Two quantities must stay distinct:
- Starting distance: the slider setting before the mass is released.
- Early motion span: the first adjacent high value minus low value after the curve begins repeating. This high-to-low span is about twice the amplitude and avoids estimating the equilibrium position, but both graph readings remain approximate.
What do you predict for the two equal 15 mm increases in starting distance?
Use the same early high-low pair every time
5 min
Use exactly 20 mm, 35 mm, and 50 mm, in that order. Set each value with the vertical slider. The nearby text box is not the control for this activity.

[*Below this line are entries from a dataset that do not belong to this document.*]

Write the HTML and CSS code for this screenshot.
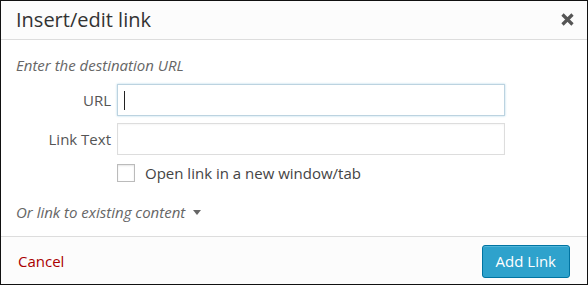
FILE: index.html
```html
<!DOCTYPE html>
<html lang="en">
<head>
  <meta charset="UTF-8">
  <title>Insert/edit link</title>
  <link rel="stylesheet" href="styles.css">
</head>
<body>

  <div class="dialog">
    <div class="header">
      <h1>Insert/edit link</h1>
      <span class="close">
        <svg width="13" height="13" viewBox="0 0 13 13"><path d="M1.5 1.5 L11.5 11.5 M11.5 1.5 L1.5 11.5" stroke="#555" stroke-width="3.2" stroke-linecap="butt"/></svg>
      </span>
    </div>

    <div class="content">
      <p class="hint">Enter the destination URL</p>

      <div class="row">
        <label class="label">URL</label>
        <div class="field focused"><span class="caret"></span></div>
      </div>
      <div class="row">
        <label class="label">Link Text</label>
        <div class="field"></div>
      </div>
      <div class="row check-row">
        <span class="checkbox"></span>
        <span class="check-label">Open link in a new window/tab</span>
      </div>

      <p class="toggle">Or link to existing content <span class="arrow"></span></p>
    </div>

    <div class="footer">
      <a class="cancel" href="#">Cancel</a>
      <button class="submit">Add Link</button>
    </div>
  </div>

</body>
</html>
```

FILE: styles.css
```css
body {
  margin: 0;
  font-family: 'Open Sans', 'Liberation Sans', sans-serif;
  color: #555;
}
.dialog {
  width: 588px;
  height: 285px;
  box-sizing: border-box;
  border: 1px solid #111;
  background: #fff;
  display: flex;
  flex-direction: column;
}
.header {
  height: 38px;
  background: #fcfcfc;
  border-bottom: 1px solid #ddd;
  display: flex;
  align-items: center;
  justify-content: space-between;
  padding: 0 13px 0 15px;
}
.header h1 {
  margin: -2px 0 0;
  font-size: 20px;
  font-weight: 400;
  color: #333;
}
.close {
  display: flex;
  margin-top: -2px;
}
.content {
  flex: 1;
  padding: 15px 82px 0 15px;
}
.hint {
  margin: 0 0 9px;
  font-size: 15px;
  line-height: 20px;
  font-style: italic;
  color: #666;
}
.row {
  display: flex;
  align-items: center;
  margin-bottom: 7px;
}
.label {
  width: 95px;
  margin-right: 6px;
  text-align: right;
  font-size: 15px;
  color: #555;
}
.field {
  flex: 1;
  height: 30px;
  border: 1px solid #ddd;
  box-shadow: inset 0 1px 2px rgba(0, 0, 0, 0.04);
  display: flex;
  align-items: center;
}
.field.focused {
  border-color: #bcd3e0;
  box-shadow: 0 0 2px rgba(30, 140, 190, 0.35);
}
.caret {
  width: 1px;
  height: 19px;
  margin-left: 6px;
  background: #222;
}
.check-row {
  margin: 8px 0 0 101px;
}
.checkbox {
  width: 16px;
  height: 16px;
  border: 1px solid #bbb;
  box-shadow: inset 0 1px 2px rgba(0, 0, 0, 0.1);
  margin-right: 10px;
}
.check-label {
  font-size: 15px;
  color: #444;
}
.toggle {
  margin: 19px 0 0;
  font-size: 15px;
  font-style: italic;
  color: #666;
  display: flex;
  align-items: center;
}
.arrow {
  display: inline-block;
  margin-left: 8px;
  width: 0;
  height: 0;
  border-left: 4px solid transparent;
  border-right: 4px solid transparent;
  border-top: 5px solid #666;
}
.footer {
  height: 47px;
  background: #fcfcfc;
  border-top: 1px solid #ddd;
  display: flex;
  align-items: center;
  justify-content: space-between;
  padding: 0 17px 0 17px;
}
.cancel {
  color: #a00;
  text-decoration: none;
  font-size: 15px;
}
.submit {
  height: 33px;
  padding: 0 13px;
  background: #2ea2cc;
  border: 1px solid #0074a2;
  border-radius: 3px;
  box-shadow: inset 0 1px 0 rgba(120, 200, 230, 0.5);
  color: #fff;
  font-family: 'Open Sans', 'Liberation Sans', sans-serif;
  font-size: 15px;
  margin-top: 1px;
}
```
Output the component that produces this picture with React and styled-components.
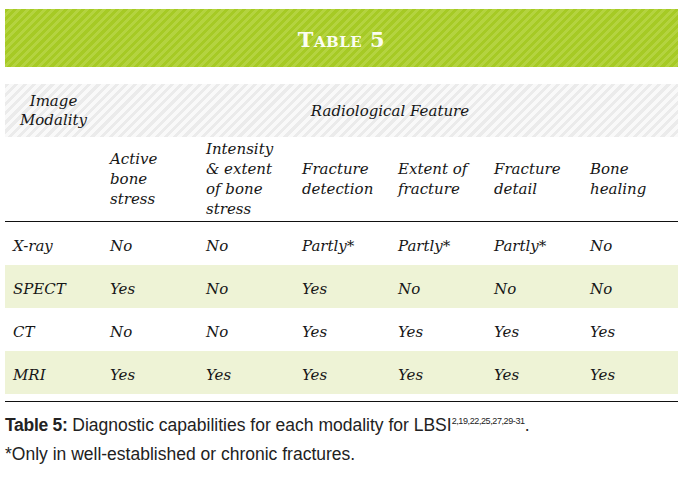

For every run, read the first adjacent high and low after the curve begins repeating. Ignore the lifting/setup part before release and the later damped tail. Do not combine a high from one cycle with a low from a later cycle. Estimate the vertical span as:
approximate high value - approximate low value
For example, a high of 6 mm and a low of -4 mm give a span of 6 - (-4) = 10 mm. These example values only demonstrate subtraction; use the values from your own recording.
Which evidence window gives the fairest comparison?
Run 20 mm, 35 mm, and 50 mm
20 min
Open the lab from this activity and complete the same sequence three times.
Open the Spring lab
Set the vertical slider to 20 mm and select the green Start experiment now / Comenzar experimento button.
Watch the red mass. After the curve begins repeating, read the first adjacent high and low from the vertical axis.
Switch or scroll back to this activity and complete the 20 mm row before restarting the lab.
Select Restart experiment / Reiniciar experimento. Repeat the same steps at 35 mm, complete its row, and then repeat at 50 mm.
After the 50 mm row is complete, return to this activity and mark the lab block done.
Complete only the three preset rows below. If the table UI offers an extra empty row, leave it blank. High and low values may be negative. Use sensible whole-number estimates; pixel-level precision is not required. In Quality note, record one visible feature such as clear first high-low pair, small tracking steps, or damping visible.
Three-run Spring evidence
Use exactly the three preset rows. For each run, read the first adjacent high and low after the curve begins repeating, calculate span as high minus low, and add one honest quality note. Leave any extra row blank.
| Starting distance mm | Approx. high mm | Approx. low mm | High-to-low span mm | Quality note |
|---|---|---|---|---|
Compare the two equal starting-distance steps
8 min
Calculate two changes from your table:
- 35 mm span - 20 mm span
- 50 mm span - 35 mm span
Which claim best matches your three runs?
Write one or two sentences that cite all three spans and both calculated span increases. State whether the two increases are broadly comparable or not, using approximate language that matches your readings.
Judge what the evidence can support
2 min
Your graph may show damping, tracking steps, or values that are difficult to read exactly.
Which interpretation is scientifically strongest?
Answer the investigation question
2 min
In 1-2 sentences, answer: Do equal increases in starting distance produce broadly comparable increases in early motion span? Then state whether you maintain or correct your initial prediction.
Your three spans, two calculated increases, and measurement limitation are already recorded above; do not repeat them here. A supported yes or no answer is acceptable.